The First Order had nothing remotely resembling a military tribunal or court-martial for Finn and Rose. Captain Phasma ordered their deaths on the hanger deck of Snoke’s ship with the intent to cause them pain.

International law recognizes four acts that are subject to unequivocal international condemnation: torture, summary execution, genocide and slavery. Tel-Oren v. Libyan Arab Republic, 726 F.2d 774, 791 (1984), citing Blum & Steinhardt, Federal Jurisdiction over International Human Rights Claims: The Alien Tort Claims Act after Filartiga v. Pena-Irala, 22 HARV. INT’L L.J. 53, 90 (1981); see also P. SIEGHART, THE INTERNATIONAL LAW OF HUMAN RIGHTS 48 (1983). Moreover, summary executions are “murder conducted in uniform,” as opposed to lawful, state-imposed violence. Id.

The First Order could have tried Finn was for treason (assuming the First Order is a nation-state), specifically for helping Poe Dameron escape the Finalizer and desertion. Finn should have had the opportunity to argue he had been ordered to commit a war crime on Jakku and offer a defense to the charges against him.

The First Order could have charged Finn, Rose, and DJ, with conspiracy, espionage, and sabotage, for their plan on the Supremacy. Instead, the First Order planned to carry out immediate executions in the most painful manner possible with laser axes with a monomolecular energy ribbons with cycling power.

An execution is cruel and unusual punishment if the method presents a “substantial” or “objectively intolerable” risk of serious harm. Baze v. Rees, 553 U.S. 35, 40 (2008). Other courts have articulated the legal standard for determining whether a form of execution violations the prohibition of cruel and unusual punishment as follows:

1) Presents a substantial risk that a prisoner will suffer unnecessary and wanton pain in an execution; 

2) Violates the evolving standards of decency that mark a mature society, and

3) Minimizes physical violence and mutilation of the prisoner’s body.
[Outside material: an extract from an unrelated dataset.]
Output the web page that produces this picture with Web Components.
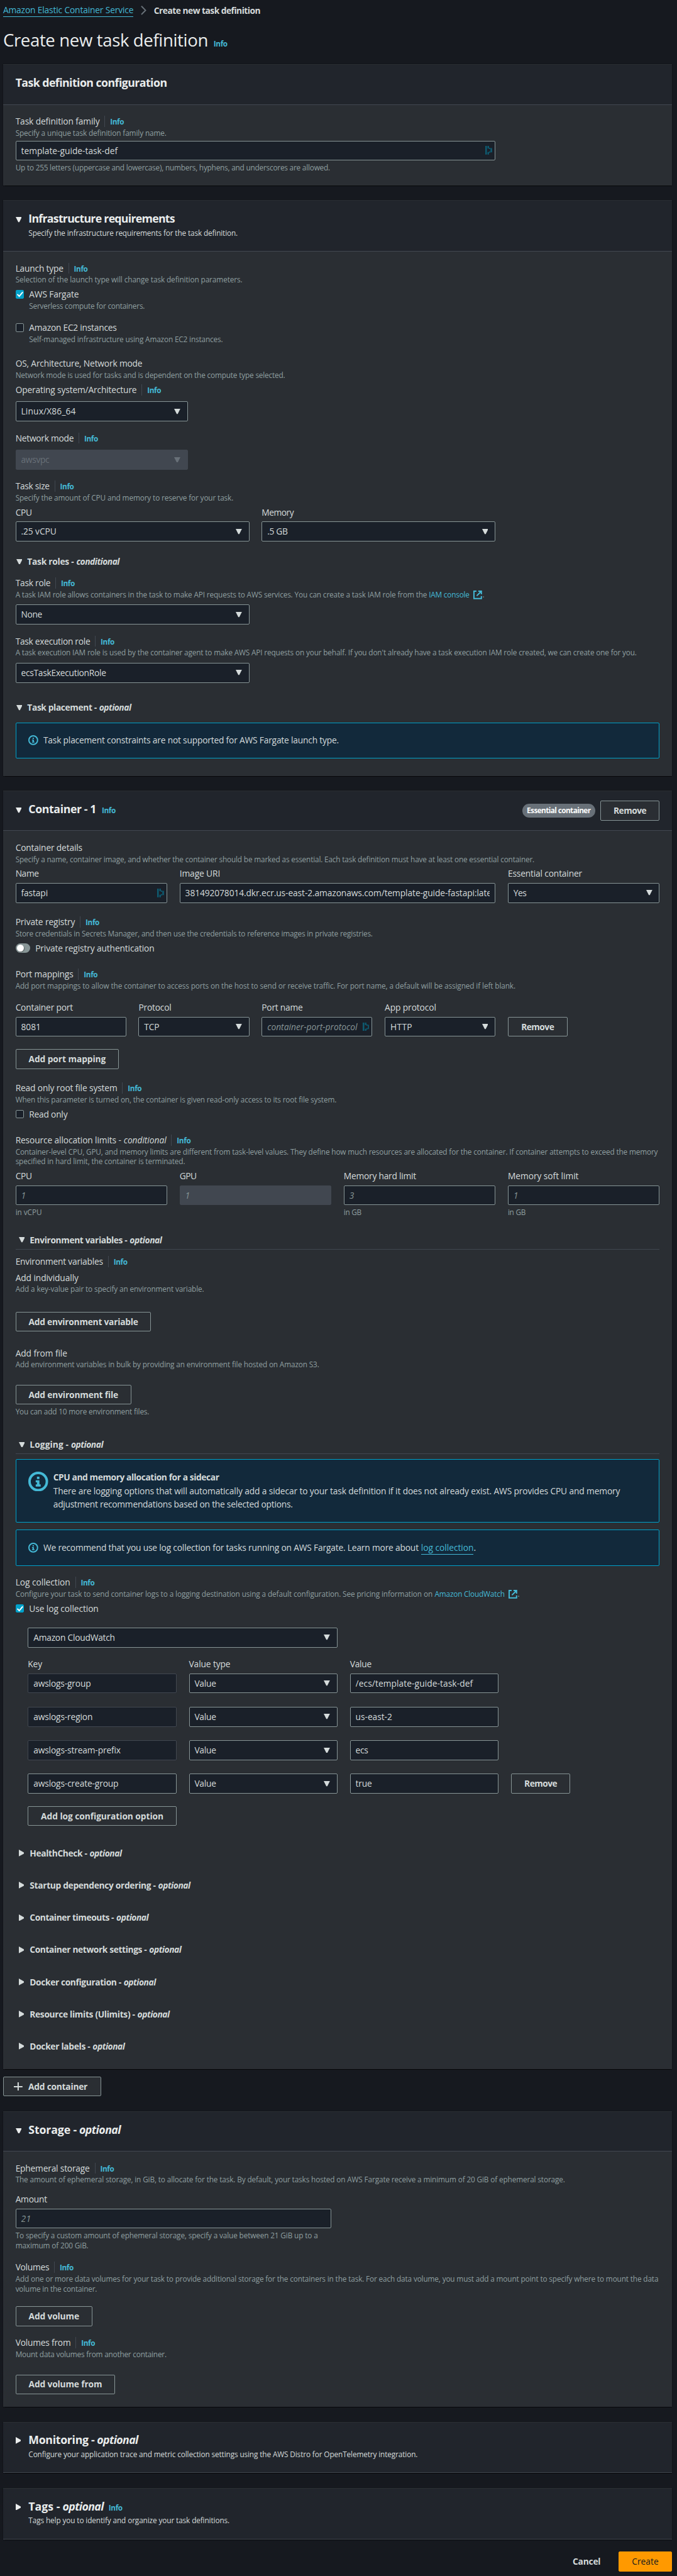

State v. Mata, 275 Neb. 1, 48, 745 N.W.2d 229, 266 (2008).

The United States has allowed executions, starting with hangings at the founding of the country, later firing squads, to finding the most “humane and practical” methods for executions “known to modern science.” Glossip v. Gross, 135 S. Ct. 2726, 2731 (2015). These methods have included electrocution, because it was thought to be less painful and more humane than hanging, to the gas chamber, to lethal injection. Id.

Traitors at common law were punished for treason by death with a vengeance. The punishment included being publicly dragged to the place of execution and there drawn, quartered and beheaded. See, United States v. Kawakita, 96 F. Supp. 824, 860 (S.D. Cal. 1950).

Beheading Finn and Rose with laser axes would meet the textbook definition of “objectively intolerable” risk of serious harm. This form of execution would be cruel and unusual punishment in gross violation of human rights.

The First Order is Not a Nation-State

The First Order is a political movement of Neo-Imperials who wish to rule the galaxy like the Empire. They do not have a home planet, instead operating on the Supremacy as their capital. Their plan was to take over the galaxy after destroying the Republic. As such, the act of destroying the Hosnian system was itself an act of terrorism. All subsequent acts against the Resistance were nothing short of murder in the name of politics.

Since the First Order is not a nation-state, they do not have the legal right to treat Finn and Rose as spies attempting to commit an act of sabotage. The Resistance was rightfully exercising their right to self-defense by a terrorist organization attempting to take over the galaxy. As such, Stormtrooper Executioners best rethink their life choices before they behead anyone, unless they wish to be prosecuted for extrajudicial murder.